Originally published
Originally published: 9/1/2018

Great teams in any organization functions in many ways like a family; both are comprised of people who are connected to a common relationship, goal and vision. A team that truly respects each other and wants to succeed together will operate similar to a family in the sense that both share a deep trust with each other-even if they don’t always agree.

Do you remember being on a winning team? What it felt like to have success with others. What role did you play?

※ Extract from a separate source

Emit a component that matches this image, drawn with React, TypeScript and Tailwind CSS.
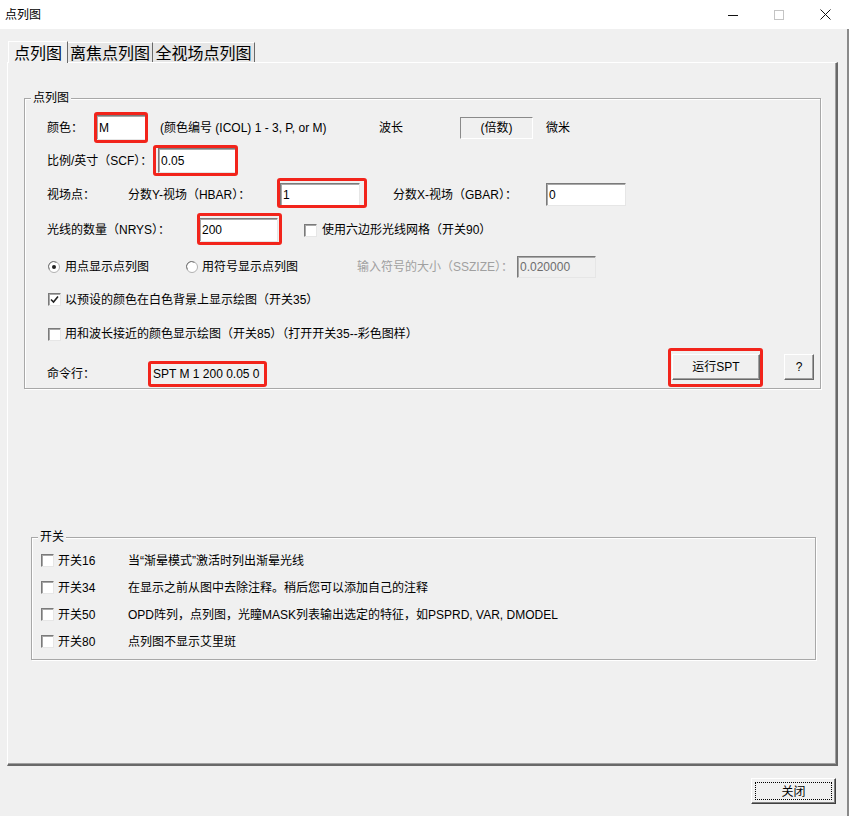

Attributes of winning teams:

  • Everyone is focused on the goal.
  • Strong sense of ownership by each team member.
  • Know your role and help others.
  • Know your marketplace and your competition.
  • Will to win … success breeds success.
  • Be prepared as a individual and a group.
  • Positive atmosphere … can do.
  • Open and transparent culture.

Show me a winning team and I’ll bet they have a dynamic leader. Leadership makes the difference. They know how to inspire, engage and rally the troops. We have all watched and observed companies, sport teams, organizations change the leader or coach and things start to happen. Performance improves; morale is high and there is positive energy in the air with the same team members as before.


I believe engaging your workforce is the single biggest factor in building a winning team. Gallup released a report a few years ago on “The State of the American Workplace” the survey was based on millions of employees responses across the United States.

It was discovered that 30 percent of American workers were engaged and inspired by a great boss. 20 percent had awful experiences and 50 percent were somewhat engaged and not inspired and kind of present, going through the motions.

Over my 34-year career in GE Aviation manufacturing I worked with many union shops especially the United Auto Workers (UAW), International Association of Aerospace Machinists (IAM) and International Union of Electrical Workers (IUE) at the local and national level. As a front line supervisor I resolved step one grievances and as a senior executive helped negotiate new contracts including wages, job classifications, work practices and many more items.

I had developed a good working relationship with the unions, I was always visible, available, willing to listen and usually could negotiate a win-win solution. There were many times, however, I still had to support local grievance proceedings.

After a few years it occurred to me that we spent over 80 percent of our time talking about people in the bottom 10 percent and hardly any time about the people that come to work, do their job and help the business be successful. This was frustrating knowing that we had so much more to discuss, the manufacturing sector was seeing new types of competition, at first from globalization (low cost wages) and later automation, digitization and robotics.

I was determined to spend more time working issues that helped us win in this new environment. Over the next several years I spent time working issues such as offering multi-skills training, improved Environmental, Health and Safety practices, more employee engagement teams and enhanced work practices.

I was not afraid to share and explain my strategy and listen to their concerns; while keeping the goal insight. The results proved it; many of our traditional US plants became model shops for our company. Productivity, product cost and innovation soared, the teams rose to the challenge.

Our CEO Jack Welch had strong views on people and teams. He had the 20-70-10 principles. Top 20 percent were your high performers; 70 percent are the steady performers, consistently meet expectations and 10 percent are under-achievers, negative attitudes constantly pulling the team down.

He said deal with the bottom folks swiftly and help lift the 70 percent up to high performers. This is how you build a winning team.

Share Your Vision

In 2010 I put this theory into practice, I was asked to lead the manufacturing engineering department who was underperforming and lacking execution. I certainly was up for the challenge but knew that timing was critical.

We were developing new engine products and introducing new complex materials and new manufacturing technologies. We needed this group to support the industrialization of these components into our supply chain.

I spent the next 90 days meeting everyone approximately 450 folks across the globe in small groups. I spent time understanding their skills and talents. Talked to them about their careers and what kind of role did they want to play. Supported their movement around the organization.

At the same time I was sharing my strategy and vision for the team. Told them the kind of people I needed to be on our team and were they willing to become a member. I looked for folks that had a strong sense of ownership. I wanted everyone to understand his or her role and execute accordingly.

I worked even closer with the leadership team, spent numerous hours with them doing the same thing. I told everyone at the end of 90 days I would make some changes to leaders, positions and how we worked. I told everyone they were valued and important but the business needed us to act.

Fast forward I made some changes at the end of those 90 days. I removed a few leaders, promoted others and kept the goal in site. I over communicated our metrics and measured them weekly. I supported my new team up and down the organization. I expected us to win and be successful. Morale improved, it was fun to come to work again, and we were making a major impact to the business. A year later we were recognized as one of the best departments in the company. I didn’t make it happen the people did.

Work as one to win: team trumps individual every time. Know and grow your people for real engagement. Let the team make the cake & tweak the recipe. Your people make the difference.